Adoption of FASB Interpretation No. 48
Effective April 1, 2007, we adopted FASB Interpretation No. 48, “Accounting for Uncertainty in Income Taxes” (“FIN 48”). FIN 48 clarifies the accounting for uncertainty in income taxes recognized in an enterprise’s financial statements in accordance with FASB Statement No. 109, “Accounting for Income Taxes.” FIN 48 requires that we recognize in our consolidated financial statements the impact of a tax position that is more likely than not to be sustained upon examination based on the technical merits of the position. FIN 48 also prescribes a recognition threshold and measurement attribute for the financial statement recognition and measurement of each tax position taken or expected to be taken in a tax return. Under FIN 48, a company can recognize the benefit of an income tax position only if it is more likely than not (greater than 50%) that the tax position will be sustained upon tax examination, based solely on the technical merits of the tax position. Otherwise, no benefit can be recognized. The tax benefits recognized are measured based on the largest benefit that has a greater than 50% likelihood of being realized upon ultimate settlement. Additionally, companies are required to accrue interest and related penalties, if applicable, on all tax exposures for which reserves have been established consistent with jurisdictional tax laws.
38
We do not believe that we have included any “uncertain tax positions” in our Federal income tax return or any of the state income tax returns we are currently filing. We have made an evaluation of the potential impact of additional state taxes being assessed by jurisdictions in which we do not currently consider ourselves liable. We do not anticipate that such additional taxes, if any, would result in a material change to our financial position. We anticipated that it is more likely than not that additional state tax liabilities of approximately $69,000 existed, including accrued interest. We recorded an increase to accumulated deficit and income taxes payable during the June 2007 quarter, to provide for these additional state tax liabilities and interest. In connection with the adoption of FIN 48, we include interest and penalties related to uncertain tax positions as a component of our provision for taxes. Accrued taxes related to FIN 48 at December 31, 2007 totaled $141,000, including accrued interest.
Consolidated Net Loss
For all of the foregoing reasons, our net loss for the three months ended December 31, 2007 was $2,052,000, or $.09 per basic and diluted share, compared to a net loss of $3,456,000, or $.16 per basic and diluted share for the three months ended December 31, 2006. Net loss for the nine months ended December 31, 2007 was $8,334,000, or $.38 per basic and diluted share, compared to a net loss of $9,561,000, or $.45 per basic and diluted share, for the nine months ended December 31, 2006.

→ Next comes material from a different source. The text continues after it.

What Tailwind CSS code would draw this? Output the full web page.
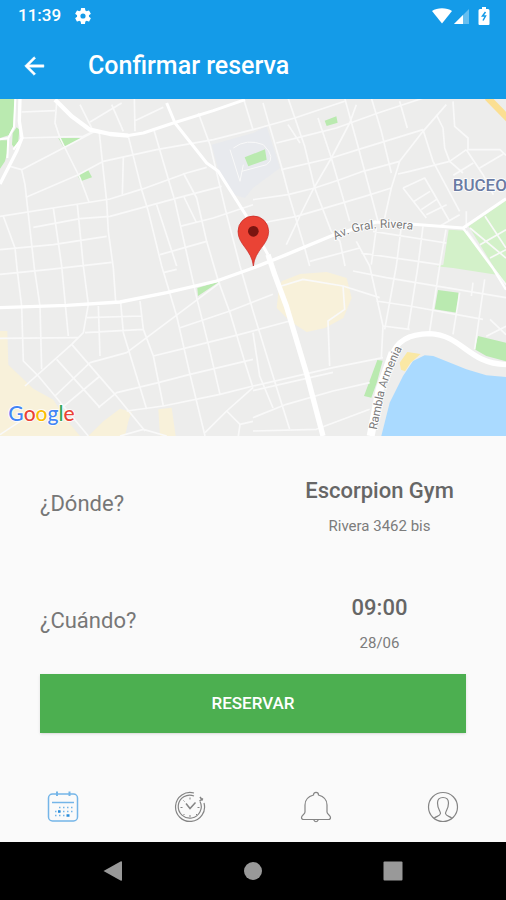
<!DOCTYPE html>
<html lang="es">
<head>
    <meta charset="UTF-8">
    <meta name="viewport" content="width=device-width, initial-scale=1.0">
    <title>Confirmar reserva</title>
    <script src="https://cdn.jsdelivr.net/npm/@tailwindcss/browser@4"></script>
</head>
<body class="min-h-screen flex flex-col bg-[#fafafa] font-[Roboto,sans-serif] text-[#666666]">

    <!-- Status bar + app bar -->
    <header class="bg-[#149be8] text-white">
        <div class="h-8 pl-[18px] pr-4 flex items-center justify-between">
            <div class="flex items-center gap-3">
                <span class="text-[17px] font-medium">11:39</span>
                <svg class="size-5" viewBox="0 0 24 24" fill="currentColor">
                    <path d="M19.14 12.94c.04-.3.06-.61.06-.94s-.02-.64-.07-.94l2.03-1.58a.49.49 0 0 0 .12-.61l-1.92-3.32a.49.49 0 0 0-.59-.22l-2.39.96a7 7 0 0 0-1.62-.94l-.36-2.54a.48.48 0 0 0-.48-.41h-3.84a.48.48 0 0 0-.47.41l-.36 2.54a7.3 7.3 0 0 0-1.62.94l-2.39-.96a.48.48 0 0 0-.59.22L2.74 8.87a.47.47 0 0 0 .12.61l2.03 1.58a6 6 0 0 0 0 1.88l-2.03 1.58a.49.49 0 0 0-.12.61l1.92 3.32c.12.22.37.29.59.22l2.39-.96c.5.38 1.03.7 1.62.94l.36 2.54c.05.24.24.41.48.41h3.84c.24 0 .44-.17.47-.41l.36-2.54a7 7 0 0 0 1.62-.94l2.39.96c.22.08.47 0 .59-.22l1.92-3.32a.47.47 0 0 0-.12-.61zM12 15.1a3.100 3.100 0 1 1 0-6.200 3.100 3.100 0 0 1 0 6.200"/>
                </svg>
            </div>
            <div class="flex items-center">
                <svg class="w-5 h-4" viewBox="0 0 20 16" fill="currentColor"><path d="M0 3C5-.8 15-.8 20 3L10 15.500z"/></svg>
                <svg class="ml-0.5 w-4 h-4" viewBox="0 0 16 16" fill="currentColor">
                    <path d="M0 16L15 1v15z" opacity=".35"/>
                    <path d="M0 16L9 7v9z"/>
                </svg>
                <svg class="ml-2 w-3 h-[18px]" viewBox="0 0 12 18">
                    <path d="M4 0h4v2h2q1.500 0 1.500 1.500V17q0 1-1 1H1.500q-1 0-1-1V3.500Q.5 2 2 2h2z" fill="currentColor"/>
                    <path d="M7.500 5L4.500 9H7.500L5 13.500" fill="none" stroke="#149be8" stroke-width="1.500"/>
                </svg>
            </div>
        </div>
        <div class="h-[67px] pl-5 flex items-center gap-10">
            <button type="button" aria-label="Volver">
                <svg class="size-7" viewBox="0 0 24 24" fill="currentColor" stroke="currentColor" stroke-width=".4"><path d="M20.500 11H7.830l5.590-5.590L12 4l-8 8 8 8 1.410-1.410L7.830 13H20.500z"/></svg>
            </button>
            <h1 class="text-[25px] font-medium">Confirmar reserva</h1>
        </div>
    </header>

    <!-- Map -->
    <svg class="block w-full h-[337px] bg-[#ededec]" viewBox="0 3 1518 1011" preserveAspectRatio="xMidYMid slice" role="img" aria-label="Mapa de Escorpion Gym">
        <!-- areas -->
        <path fill="#e8eaee" d="M635 140L759 105 800 85 840 210 759 270 735 300 700 290 655 215z"/>
        <g fill="#baeab0">
            <path d="M0 0H44L40 85 26 112 0 120zM0 127H21L25 150 15 190 0 212zM50 88L58 95 55 130 42 148 36 140 38 106z"/>
            <path d="M175 120L245 120 192 150zM232 232L264 215 276 238 242 250z"/>
            <path d="M734 178L795 154 800 185 745 205zM974 68L1009 55 1013 74 980 84z"/>
            <path d="M592 570L660 550 594 594zM108 916H140L125 934z"/>
            <path d="M1314 576L1376 584 1371 644 1304 634zM1434 714L1518 734V790L1459 774 1424 754zM1132 786L1148 788 1130 855 1114 899 1092 894z"/>
        </g>
        <g fill="#d3f1c9">
            <path d="M1346 395L1400 398 1490 530 1359 510 1310 505 1330 500z"/>
            <path d="M1406 385L1518 308V560L1480 505z"/>
        </g>
        <g fill="#f8f1da">
            <path d="M0 699H22L25 800 100 872 160 905 195 960 240 1014H0z"/>
            <path d="M265 1014L310 970 360 932 395 942 385 970 375 1014zM475 934L515 929 527 1014H480z"/>
            <path d="M845 550L900 528 980 522 1040 540 1055 600 1030 660 975 690 920 702 870 670 830 630 835 585z"/>
        </g>
        <!-- minor streets -->
        <g fill="none" stroke="#f9f9f9" stroke-width="5" stroke-linejoin="round">
            <path d="M65 42L165 38M65 120L250 115 290 95M170 15L165 75 180 120 240 240 268 315M30 205L65 215 75 260 85 350 103 510 120 624 125 814M65 215L180 155 285 100M240 20L280 100M270 72L365 15M335 20L370 100M403 0L405 100M405 68L490 28"/>
            <path d="M78 298L235 230 310 190 470 155 640 125 759 95 884 60 1034 10M298 105L308 200 320 310 325 400 340 510 347 610M385 115L425 275 445 340 485 504 530 654 570 829 615 1014M370 178L367 290M460 90L510 260 525 310 590 599 625 739 660 889"/>
            <path d="M0 355L235 318 330 303 430 272 560 225 620 208M10 355L45 450 52 520 65 624 70 789 115 834 265 1014M100 388L240 362 330 355 440 325 550 295 665 265M0 455L160 440 320 415M160 330L185 504 205 714M232 320L250 504 265 619 250 704 215 739 75 864M0 529L150 514 335 493M470 320L530 504"/>
            <path d="M550 225L590 300 620 430 655 549 690 644 735 794 759 869M552 297L590 375M540 385L640 360 759 320M480 470L620 430M595 45L630 140 680 350 720 504 759 639 819 834 869 994M730 0L759 95"/>
            <path d="M789 15L809 85 844 205 869 300 914 450 929 504M864 0L914 145 944 270 994 400 1020 430 1035 504M864 80L900 135M954 60L994 180 1029 300 1049 370M1034 0L1074 145 1109 275 1134 370M1114 0L1144 100 1174 225M1199 10L1222 90"/>
            <path d="M829 135L909 115 1009 90 1134 45 1270 0M844 215L994 180 1074 155 1269 95M759 305L864 290 944 270 1019 245 1089 220 1199 190M759 380L889 355 959 335 1094 295 1174 270M1069 20L1049 75 994 180 939 275 904 345 859 440M1339 20L1269 100 1199 190 1174 270 1154 360"/>
            <path d="M1309 50L1329 90 1334 150 1349 190M1359 10L1364 85 1404 120V155H1500L1518 172M1194 228L1229 220 1349 190 1399 155M1269 95L1299 190 1379 340M1349 190L1389 225M1399 155L1449 230 1480 290M1360 232L1420 195M1439 210L1510 168M1209 270L1274 240 1309 300 1349 370M1209 270L1279 360M1239 312L1290 280M1264 335L1309 305M1279 350L1340 320M1319 385L1379 350M1399 390V340"/>
            <path d="M929 490L1079 450M1069 430L1109 504 1149 684 1144 779M1129 390L1114 500M1204 385L1189 504 1154 694M1269 385L1254 504 1224 694M1119 400L1339 435M1084 465L1319 500M1338 395L1319 504 1289 699M1379 584L1359 709M1454 544L1424 754M1059 519L1159 539 1518 599M1129 609L1229 624 1449 664M1149 684L1229 694M1419 554L1414 594M1459 715L1518 685M1470 664L1518 710"/>
            <path d="M1410 390L1518 480M1440 440L1518 395M1470 480L1518 455M1455 355L1518 450M1400 398L1480 510 1518 560"/>
            <path d="M295 624L300 774M362 614L370 704 440 934M420 609L430 694 460 774 490 924M260 659L425 654M255 704L430 694M0 721L235 719M215 739L345 889 435 999M270 794L380 764 600 599 660 554M270 794L165 894M300 834L180 934M170 784L300 929M295 929L350 884 475 854 570 829 759 784M380 939L490 924 660 889 759 864M460 774L550 752 720 709 869 669M540 689L690 639 819 589M490 524L530 514M615 1004L680 939 759 869M680 939L720 979 715 1014M720 979L759 970M360 1014L430 994 500 1014M0 1010L60 970"/>
            <path d="M759 864L999 809 1149 779M759 878L999 823M759 959L859 919 999 879 1109 854M759 999L949 994 1109 934M759 704L779 834 819 930"/>
            <path d="M844 564L909 544 1029 564 1139 599M1029 564L1034 634 984 669 989 804"/>
            <path d="M690 155L720 250 730 200M700 150Q740 120 790 140Q830 180 800 200L725 220" stroke-width="3"/>
        </g>
        <!-- main roads -->
        <g fill="none" stroke="#ffffff" stroke-linejoin="round">
            <path stroke-width="10" d="M60 0L58 70 66 120 50 160 0 258"/>
            <path stroke-width="6" d="M46 0L42 88 25 120 0 124M25 120L22 180M66 120L40 155"/>
            <path stroke-width="13" d="M165 5L215 55 270 95 330 108 385 113"/>
            <path stroke-width="9" d="M380 113L430 105 520 75 640 38 735 5"/>
            <path stroke-width="9" d="M500 15L525 75 620 195 655 220 740 355 804 470"/>
            <path stroke-width="16" d="M804 470L824 530 859 624 919 824 969 1014"/>
            <path stroke-width="10" d="M0 629L200 622 360 612 500 584 650 549 759 510 859 470 999 412 1129 372"/>
            <path stroke-width="9" d="M1120 372L1229 378 1389 390 1518 302"/>
            <path stroke-width="7" d="M1389 390L1478 510 1518 575"/>
        </g>
        <!-- coast -->
        <path fill="#aadaff" d="M1144 1014L1169 914 1209 834 1239 789 1274 772 1300 774 1399 814 1459 832 1518 837V1014z"/>
        <path fill="#fae8a4" d="M1199 794L1222 762 1262 768 1232 794 1215 820 1203 815z"/>
        <path fill="none" stroke="#ffffff" stroke-width="24" d="M1112 1014L1139 874 1178 764"/>
        <path fill="none" stroke="#ffffff" stroke-width="16" d="M1175 775Q1195 708 1289 707C1390 712 1400 795 1518 800"/>
        <path stroke="#fbdf92" stroke-width="20" d="M1462 -2L1528 66"/>
        <!-- labels -->
        <path id="rivera" fill="none" d="M1006 426Q1100 375 1240 396"/>
        <path id="rambla" fill="none" d="M1130 996L1150 900Q1165 830 1210 745"/>
        <g font-family="Roboto, sans-serif" fill="#7a7a7a" stroke="#ffffff" stroke-width="5" paint-order="stroke">
            <text font-size="36"><textPath href="#rivera">Av. Gral. Rivera</textPath></text>
            <text font-size="35"><textPath href="#rambla">Rambla Armenia</textPath></text>
            <text x="1358" y="279" font-size="51" font-weight="500" fill="#6a7ba3">BUCEO</text>
        </g>
        <text x="25" y="970" font-family="Lato, sans-serif" font-size="63" font-weight="500" stroke="#ffffff" stroke-width="5" paint-order="stroke"><tspan fill="#4285f4">G</tspan><tspan fill="#ea4335">o</tspan><tspan fill="#fbbc05">o</tspan><tspan fill="#4285f4">g</tspan><tspan fill="#34a853">l</tspan><tspan fill="#ea4335">e</tspan></text>
        <!-- pin -->
        <path fill="#ea4335" stroke="#c5221f" stroke-width="2" d="M760 504C755 455 714 440 714 400A46 46 0 0 1 806 400C806 440 765 455 760 504z"/>
        <circle cx="760" cy="400" r="16" fill="#7a1510"/>
    </svg>

    <!-- Booking details -->
    <main class="flex-1 flex flex-col">
        <dl>
            <div class="h-[117px] pt-10 grid grid-cols-2">
                <dt class="mt-3 pl-10 text-[22px] leading-8 text-[#777777]">¿Dónde?</dt>
                <dd class="text-center">
                    <p class="text-[22px] leading-[30px] font-medium">Escorpion Gym</p>
                    <p class="mt-2 text-[15px] leading-6 text-[#7c7c7c]">Rivera 3462 bis</p>
                </dd>
            </div>
            <div class="h-[117px] pt-10 grid grid-cols-2">
                <dt class="mt-3 pl-10 text-[22px] leading-8 text-[#777777]">¿Cuándo?</dt>
                <dd class="text-center">
                    <p class="text-[22px] leading-[30px] font-medium">09:00</p>
                    <p class="mt-2 text-[15px] leading-6 text-[#7c7c7c]">28/06</p>
                </dd>
            </div>
        </dl>
        <button type="button" class="mt-1 mx-10 h-[59px] bg-[#4caf50] text-white text-[17px] font-medium shadow-sm">RESERVAR</button>
    </main>

    <!-- Tabs -->
    <nav class="h-[70px] grid grid-cols-4 place-items-center text-[#858585]">
        <a href="#reservas" aria-label="Reservas" class="text-[#74b5e8]">
            <svg class="size-8" viewBox="0 0 32 32" fill="none" stroke="currentColor">
                <rect x="1.500" y="3" width="29" height="27" rx="4" stroke-width="1.500"/>
                <path d="M5 11.500H27" stroke-width="1.500"/>
                <path d="M10 .5V5M22.500 .5V5" stroke-width="2"/>
                <path d="M12 16.500H26M8 20.500H26M8 24.500H19" stroke-width="1.500" stroke-dasharray="1.500 2.500"/>
                <path d="M11 20.500h2.500M19.500 24.500h3" stroke="#2b8ddb" stroke-width="2.500"/>
            </svg>
        </a>
        <a href="#historial" aria-label="Historial">
            <svg class="size-8" viewBox="0 0 32 32" fill="none" stroke="currentColor">
                <path d="M20 2A14.500 14.500 0 1 0 30 12" stroke-width="1.200"/>
                <path d="M20 5A11.500 11.500 0 1 0 26 10.500" stroke-width="1.200"/>
                <path d="M26 6L28.500 9.500M25.500 10L29 7.500" stroke-width="1.500"/>
                <path d="M12 12.500L16 17.500 21.500 11.500" stroke-width="1.500"/>
                <path d="M16 6.500V8.500M16 24V26M6.500 16.500H8.500M23.500 16.500H25.500M9.500 9.500L10.500 10.500M22 23L23 24M9.500 24L10.500 23"/>
            </svg>
        </a>
        <a href="#avisos" aria-label="Avisos">
            <svg class="size-8" viewBox="0 0 32 32" fill="none" stroke="currentColor" stroke-width="1.200">
                <path d="M13.500 4C13.500 .5 18.500 .5 18.500 4C24 5.500 27 9 27 14V21C27 23.500 30.500 24 30.500 26.500C30.500 28 29.500 28.500 28.500 28.500H3.500C2.500 28.500 1.500 28 1.500 26.500C1.500 24 5 23.500 5 21V14C5 9 8 5.500 13.500 4z"/>
                <path d="M13.500 28.500Q16 33 18.500 28.500"/>
            </svg>
        </a>
        <a href="#perfil" aria-label="Perfil">
            <svg class="size-8" viewBox="0 0 32 32" fill="none" stroke="currentColor" stroke-width="1.200">
                <circle cx="16" cy="16" r="14.500"/>
                <path d="M7 27.500C9 25 13 25.500 13.500 22.500C13.500 20 10.500 18 10.500 12C10.500 8 12.500 6.500 16 6.500S21.500 8 21.500 12C21.500 18 18.500 20 18.500 22.500C19 25.500 23 25 25 27.500"/>
            </svg>
        </a>
    </nav>

    <!-- System buttons -->
    <footer class="h-[58px] px-[43px] bg-black text-[#999999] grid grid-cols-3 place-items-center">
        <button type="button" aria-label="Atrás"><svg class="size-5" viewBox="0 0 20 20" fill="currentColor"><path d="M.5 10L17.500 .5Q19 0 19 1V19Q19 20 17.500 19.500z"/></svg></button>
        <button type="button" aria-label="Inicio"><svg class="size-5" viewBox="0 0 20 20" fill="currentColor"><circle cx="10" cy="10" r="9"/></svg></button>
        <button type="button" aria-label="Recientes"><svg class="size-5" viewBox="0 0 20 20" fill="currentColor"><rect x=".5" y=".5" width="19" height="19" rx="1"/></svg></button>
    </footer>

</body>
</html>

Critical Accounting Policies and Procedures
There have been no significant changes in the critical accounting policies disclosed in our “Management’s Discussion and Analysis of Financial Condition and Results of Operations” included in our most recent Annual Report on Form 10-K.
The preparation of our financial statements requires management to make estimates and assumptions that affect the amounts reported. The significant areas requiring the use of management’s estimates relate to provisions for lower of cost or market inventory writedowns, doubtful accounts receivables, unrecouped royalty and distribution fee advances, and sales returns and the realization of deferred tax assets. Although these estimates are based on management’s knowledge of current events and actions management may undertake in the future, actual results may ultimately differ materially from those estimates.
Item 3. Quantitative and Qualitative Disclosures About Market Risk.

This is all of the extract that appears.